Following an onslaught of safety complaints, the university will host a meeting to discuss the future of skateboarding on campus.
For nearly two years, the university administration has sought to reach a decision about the current skateboard regulations on campus. With a range of suggestions on the table – from making minor rule revisions to enforcing an all-out ban – the university has convened a committee to review skateboarding safety on campus and consider potential solutions. In order to address the issue, the committee will hold an open meeting Nov. 6 at 5 p.m. in the San Nicolas Lounge.
Several UC campuses – including UC Santa Cruz, UC Irvine and UC San Diego – have already instituted skateboarding bans. UCLA and UC Davis only allow skating in select locations.
Associate Vice Chancellor Ron Cortez said students set on protecting existing skateboarding rules should plan to attend the upcoming regulations meeting.
“In my opinion, it’s very important for students to attend this meeting,” Cortez said. “Students can add a lot of good input – it can be a good forum and a positive thing.

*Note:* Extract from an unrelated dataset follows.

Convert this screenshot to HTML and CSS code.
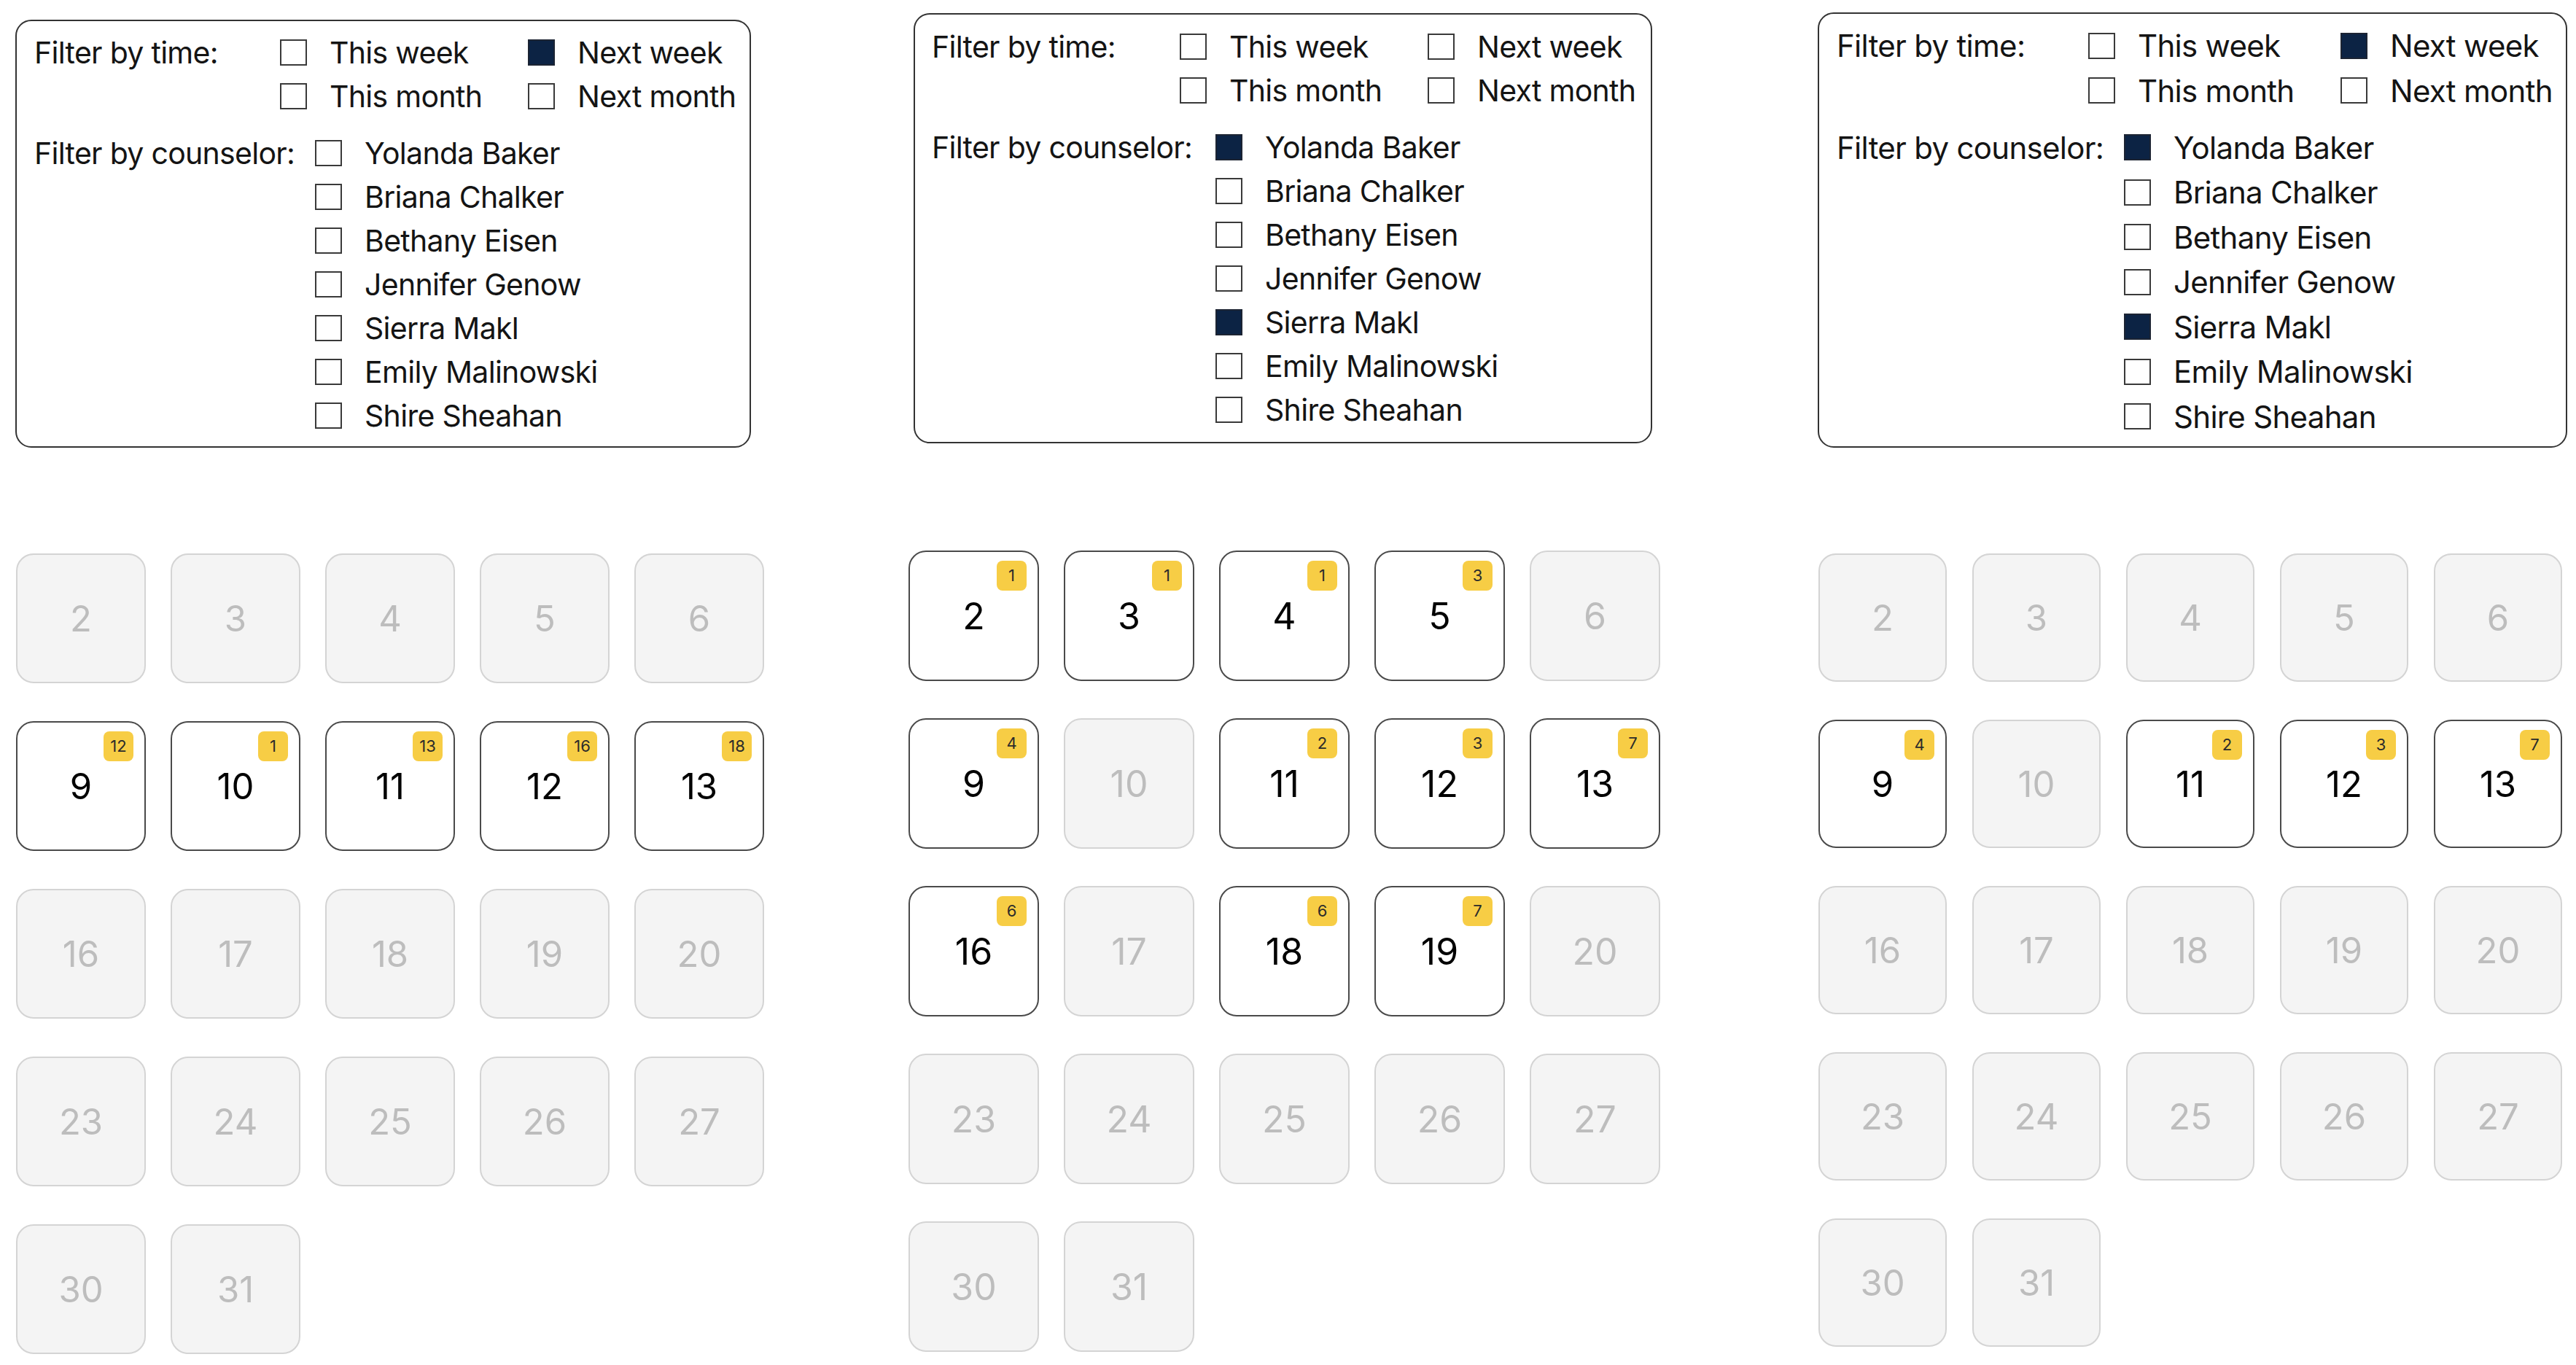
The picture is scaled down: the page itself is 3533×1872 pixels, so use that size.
FILE: index.html
```html
<!DOCTYPE html>
<html lang="en">
<head>
<meta charset="utf-8">
<title>Counselor calendar filters</title>
<link rel="stylesheet" href="styles.css">
</head>
<body>
<div class="page">

  <section class="screen s1">
    <div class="filters">
      <div class="frow">
        <div class="flabel time-label">Filter by time:</div>
        <div class="time-opts">
          <div class="opt"><span class="cb"></span>This week</div>
          <div class="opt"><span class="cb on"></span>Next week</div>
          <div class="opt"><span class="cb"></span>This month</div>
          <div class="opt"><span class="cb"></span>Next month</div>
        </div>
      </div>
      <div class="frow counselor-row">
        <div class="flabel counselor-label">Filter by counselor:</div>
        <div class="counselor-opts">
          <div class="opt"><span class="cb"></span>Yolanda Baker</div>
          <div class="opt"><span class="cb"></span>Briana Chalker</div>
          <div class="opt"><span class="cb"></span>Bethany Eisen</div>
          <div class="opt"><span class="cb"></span>Jennifer Genow</div>
          <div class="opt"><span class="cb"></span>Sierra Makl</div>
          <div class="opt"><span class="cb"></span>Emily Malinowski</div>
          <div class="opt"><span class="cb"></span>Shire Sheahan</div>
        </div>
      </div>
    </div>
    <div class="cal">
      <div class="day off">2</div><div class="day off">3</div><div class="day off">4</div><div class="day off">5</div><div class="day off">6</div>
      <div class="day on">9<span class="badge">12</span></div>
      <div class="day on">10<span class="badge">1</span></div>
      <div class="day on">11<span class="badge">13</span></div>
      <div class="day on">12<span class="badge">16</span></div>
      <div class="day on">13<span class="badge">18</span></div>
      <div class="day off">16</div><div class="day off">17</div><div class="day off">18</div><div class="day off">19</div><div class="day off">20</div>
      <div class="day off">23</div><div class="day off">24</div><div class="day off">25</div><div class="day off">26</div><div class="day off">27</div>
      <div class="day off">30</div><div class="day off">31</div>
    </div>
  </section>

  <section class="screen s2">
    <div class="filters">
      <div class="frow">
        <div class="flabel time-label">Filter by time:</div>
        <div class="time-opts">
          <div class="opt"><span class="cb"></span>This week</div>
          <div class="opt"><span class="cb"></span>Next week</div>
          <div class="opt"><span class="cb"></span>This month</div>
          <div class="opt"><span class="cb"></span>Next month</div>
        </div>
      </div>
      <div class="frow counselor-row">
        <div class="flabel counselor-label">Filter by counselor:</div>
        <div class="counselor-opts">
          <div class="opt"><span class="cb on"></span>Yolanda Baker</div>
          <div class="opt"><span class="cb"></span>Briana Chalker</div>
          <div class="opt"><span class="cb"></span>Bethany Eisen</div>
          <div class="opt"><span class="cb"></span>Jennifer Genow</div>
          <div class="opt"><span class="cb on"></span>Sierra Makl</div>
          <div class="opt"><span class="cb"></span>Emily Malinowski</div>
          <div class="opt"><span class="cb"></span>Shire Sheahan</div>
        </div>
      </div>
    </div>
    <div class="cal">
      <div class="day on">2<span class="badge">1</span></div>
      <div class="day on">3<span class="badge">1</span></div>
      <div class="day on">4<span class="badge">1</span></div>
      <div class="day on">5<span class="badge">3</span></div>
      <div class="day off">6</div>
      <div class="day on">9<span class="badge">4</span></div>
      <div class="day off">10</div>
      <div class="day on">11<span class="badge">2</span></div>
      <div class="day on">12<span class="badge">3</span></div>
      <div class="day on">13<span class="badge">7</span></div>
      <div class="day on">16<span class="badge">6</span></div>
      <div class="day off">17</div>
      <div class="day on">18<span class="badge">6</span></div>
      <div class="day on">19<span class="badge">7</span></div>
      <div class="day off">20</div>
      <div class="day off">23</div><div class="day off">24</div><div class="day off">25</div><div class="day off">26</div><div class="day off">27</div>
      <div class="day off">30</div><div class="day off">31</div>
    </div>
  </section>

  <section class="screen s3">
    <div class="filters">
      <div class="frow">
        <div class="flabel time-label">Filter by time:</div>
        <div class="time-opts">
          <div class="opt"><span class="cb"></span>This week</div>
          <div class="opt"><span class="cb on"></span>Next week</div>
          <div class="opt"><span class="cb"></span>This month</div>
          <div class="opt"><span class="cb"></span>Next month</div>
        </div>
      </div>
      <div class="frow counselor-row">
        <div class="flabel counselor-label">Filter by counselor:</div>
        <div class="counselor-opts">
          <div class="opt"><span class="cb on"></span>Yolanda Baker</div>
          <div class="opt"><span class="cb"></span>Briana Chalker</div>
          <div class="opt"><span class="cb"></span>Bethany Eisen</div>
          <div class="opt"><span class="cb"></span>Jennifer Genow</div>
          <div class="opt"><span class="cb on"></span>Sierra Makl</div>
          <div class="opt"><span class="cb"></span>Emily Malinowski</div>
          <div class="opt"><span class="cb"></span>Shire Sheahan</div>
        </div>
      </div>
    </div>
    <div class="cal">
      <div class="day off">2</div><div class="day off">3</div><div class="day off">4</div><div class="day off">5</div><div class="day off">6</div>
      <div class="day on">9<span class="badge">4</span></div>
      <div class="day off">10</div>
      <div class="day on">11<span class="badge">2</span></div>
      <div class="day on">12<span class="badge">3</span></div>
      <div class="day on">13<span class="badge">7</span></div>
      <div class="day off">16</div><div class="day off">17</div><div class="day off">18</div><div class="day off">19</div><div class="day off">20</div>
      <div class="day off">23</div><div class="day off">24</div><div class="day off">25</div><div class="day off">26</div><div class="day off">27</div>
      <div class="day off">30</div><div class="day off">31</div>
    </div>
  </section>

</div>
</body>
</html>
```

FILE: styles.css
```css
* { box-sizing: border-box; }

html, body {
  margin: 0;
  padding: 0;
  background: #ffffff;
}

body {
  font-family: Inter, "Noto Sans", "Liberation Sans", sans-serif;
  color: #141414;
}

.page {
  display: flex;
  align-items: flex-start;
  width: 3533px;
  height: 1872px;
  overflow: hidden;
}

/* per-screen metrics */
.screen {
  --fs: 41px;
  --ls: -0.7px;
  --row: 60px;
  --tl: 337px;
  --cl: 385px;
  --col: 340px;
  --blockgap: 18px;
  --card: 178px;
  --cgap: 34px;
  --rgap: 52px;
  --num: 49px;
  display: flex;
  flex-direction: column;
  flex: none;
}

.s1 {
  width: 1225px;
  margin-left: 21px;
  padding-top: 27px;
}
.s1 .filters { width: 1009px; padding: 13px 20px 12px 24px; }
.s1 .cal { margin-top: 145px; margin-left: 1px; }

.s2 {
  width: 1247px;
  padding-top: 18px;
  --tl: 340px;
  --cl: 389px;
  --card: 179px;
  --cgap: 34px;
  --rgap: 51px;
  --num: 50px;
}
.s2 .filters { width: 1013px; margin-left: 7px; padding: 14px 20px 14px 23px; }
.s2 .cal { margin-top: 147px; }

.s3 {
  width: 1040px;
  padding-top: 17px;
  --fs: 42px;
  --row: 61.5px;
  --tl: 345px;
  --cl: 394px;
  --col: 346px;
  --blockgap: 16.5px;
  --card: 176px;
  --cgap: 35px;
  --rgap: 52px;
  --num: 49px;
}
.s3 .filters { width: 1028px; padding: 13px 20px 10px 24px; }
.s3 .cal { margin-top: 145px; margin-left: 1px; }

/* filter panel */
.filters {
  border: 2px solid #333333;
  border-radius: 22px;
  font-size: var(--fs);
  letter-spacing: var(--ls);
  display: flex;
  flex-direction: column;
  gap: var(--blockgap);
}

.frow {
  display: flex;
  align-items: flex-start;
}

.flabel {
  flex: none;
  height: var(--row);
  line-height: var(--row);
  white-space: nowrap;
}
.time-label { width: var(--tl); }
.counselor-label { width: var(--cl); }

.time-opts {
  display: grid;
  grid-template-columns: var(--col) auto;
}

.counselor-opts {
  display: flex;
  flex-direction: column;
}

.opt {
  display: flex;
  align-items: center;
  gap: 31px;
  height: var(--row);
  white-space: nowrap;
}

.cb {
  flex: none;
  width: 37px;
  height: 36px;
  border: 2px solid #3a3a3a;
  background: #ffffff;
}
.cb.on {
  background: #0c2344;
  border-color: #1c2433;
}

/* calendar */
.cal {
  display: grid;
  grid-template-columns: repeat(5, var(--card));
  grid-auto-rows: var(--card);
  column-gap: var(--cgap);
  row-gap: var(--rgap);
}

.day {
  position: relative;
  display: flex;
  align-items: center;
  justify-content: center;
  border-radius: 24px;
  font-size: var(--num);
  line-height: 1;
}

.day.off {
  background: #f4f4f4;
  border: 2px solid #d4d4d4;
  color: #bdbdbd;
}

.day.on {
  background: #ffffff;
  border: 2px solid #4a4a4a;
  color: #000000;
}

.badge {
  position: absolute;
  top: 12px;
  right: 15px;
  width: 41px;
  height: 41px;
  border-radius: 8px;
  background: #f7cd45;
  color: #2b2b2b;
  font-size: 22px;
  line-height: 41px;
  text-align: center;
}
```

Let’s do this together.”
According to Cortez, the university administration formed a committee in the spring of 2007 to research the current conditions for skateboarders on campus. The group will analyze skateboard-related injuries and pedestrians’ experiences in order to make recommendations to the university.
The committee is also leading an effort to encourage safety amongst skaters in order to prevent a possible ban. Ray Collins, a fifth-year computer science major and committee member, said many students are unaware of current skateboarding regulations.
“It’s illegal to skate through the Pardall Tunnel, but a lot of people don’t know that,” Collins said. “A sign was just put up on Friday, but just because there’s a sign doesn’t mean people will pay attention to it. We hope this meeting will help educate skateboarders.”
According to Cortez, the discussion of a possible skateboarding ban emerged from complaints submitted by people across campus.
“First, there were complaints from faculty, staff and students regarding their experience with skateboarders,” Cortez said. “Secondly, there were a lot of skateboarding injuries or close calls. We all share the same theme, which [is] for skateboarders to be polite, cautious and safe while using the sidewalks on campus.”
Cortez noted that skateboard related injuries occur at Pardall Tunnel, Phelps Hall and the area between Davidson Library and the Arbor.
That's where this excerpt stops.